### [Written instruction]
Every line that contains the word "page" should be copied out.

### [Material provided]
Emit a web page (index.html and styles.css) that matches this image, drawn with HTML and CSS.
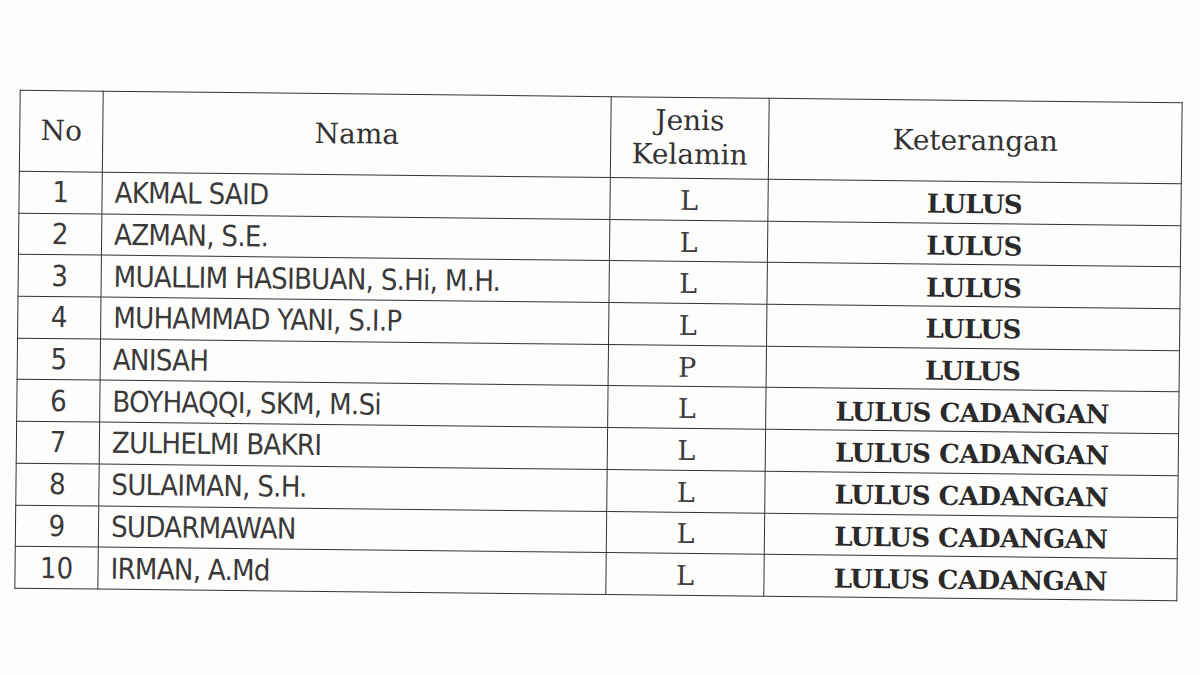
FILE: index.html
```html
<!DOCTYPE html>
<html>
<head>
<meta charset="utf-8">
<link rel="stylesheet" href="styles.css">
</head>
<body>
<div class="page">
  <table class="list">
    <colgroup>
      <col class="c-no"><col class="c-nama"><col class="c-jk"><col class="c-ket">
    </colgroup>
    <thead>
      <tr>
        <th class="h-no">No</th>
        <th>Nama</th>
        <th class="h-jk">Jenis<br>Kelamin</th>
        <th>Keterangan</th>
      </tr>
    </thead>
    <tbody>
      <tr><td class="no">1</td><td class="nama">AKMAL SAID</td><td class="jk">L</td><td class="ket">LULUS</td></tr>
      <tr><td class="no">2</td><td class="nama">AZMAN, S.E.</td><td class="jk">L</td><td class="ket">LULUS</td></tr>
      <tr><td class="no">3</td><td class="nama">MUALLIM HASIBUAN, S.Hi, M.H.</td><td class="jk">L</td><td class="ket">LULUS</td></tr>
      <tr><td class="no">4</td><td class="nama">MUHAMMAD YANI, S.I.P</td><td class="jk">L</td><td class="ket">LULUS</td></tr>
      <tr><td class="no">5</td><td class="nama">ANISAH</td><td class="jk">P</td><td class="ket">LULUS</td></tr>
      <tr><td class="no">6</td><td class="nama">BOYHAQQI, SKM, M.Si</td><td class="jk">L</td><td class="ket">LULUS CADANGAN</td></tr>
      <tr><td class="no">7</td><td class="nama">ZULHELMI BAKRI</td><td class="jk">L</td><td class="ket">LULUS CADANGAN</td></tr>
      <tr><td class="no">8</td><td class="nama">SULAIMAN, S.H.</td><td class="jk">L</td><td class="ket">LULUS CADANGAN</td></tr>
      <tr><td class="no">9</td><td class="nama">SUDARMAWAN</td><td class="jk">L</td><td class="ket">LULUS CADANGAN</td></tr>
      <tr><td class="no">10</td><td class="nama">IRMAN, A.Md</td><td class="jk">L</td><td class="ket">LULUS CADANGAN</td></tr>
    </tbody>
  </table>
</div>
</body>
</html>
```
FILE: styles.css
```css
html, body {
  margin: 0;
  padding: 0;
  background: #fdfdfc;
}
.page {
  width: 1200px;
  height: 675px;
  padding: 96px 0 0 17px;
  box-sizing: border-box;
  overflow: hidden;
}
.list {
  border-collapse: collapse;
  width: 1162px;
  table-layout: fixed;
  color: #2e2e2e;
  transform: rotate(0.62deg);
  transform-origin: 50% 50%;
}
.c-no { width: 83px; }
.c-nama { width: 508px; }
.c-jk { width: 158px; }
.c-ket { width: 413px; }
.list th, .list td {
  border: 1.8px solid #333;
  padding: 0;
}
.list th {
  height: 80px;
  font-family: "DejaVu Serif", serif;
  font-weight: normal;
  font-size: 28px;
  line-height: 34px;
  text-align: center;
  vertical-align: middle;
  color: #333;
}
.list td {
  height: 36.7px;
  line-height: 34px;
  vertical-align: middle;
}
.no {
  font-family: "DejaVu Sans Condensed", "DejaVu Sans", sans-serif;
  font-size: 29px;
  text-align: center;
  color: #3a3a3a;
}
.nama {
  font-family: "DejaVu Sans Condensed", "DejaVu Sans", sans-serif;
  font-size: 29px;
  padding-left: 12px !important;
  color: #3a3a3a;
  letter-spacing: -0.7px;
}
.jk {
  font-family: "DejaVu Serif", serif;
  font-size: 27px;
  text-align: center;
  color: #3a3a3a;
  padding-top: 3px !important;
}
.ket {
  font-family: "DejaVu Serif", serif;
  font-weight: bold;
  font-size: 26px;
  letter-spacing: -0.5px;
  text-align: center;
  color: #2a2a2a;
  padding-top: 4px !important;
}
```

### [Solution for this task]
Emit a web page (index.html and styles.css) that matches this image, drawn with HTML and CSS.
<div class="page">
.page {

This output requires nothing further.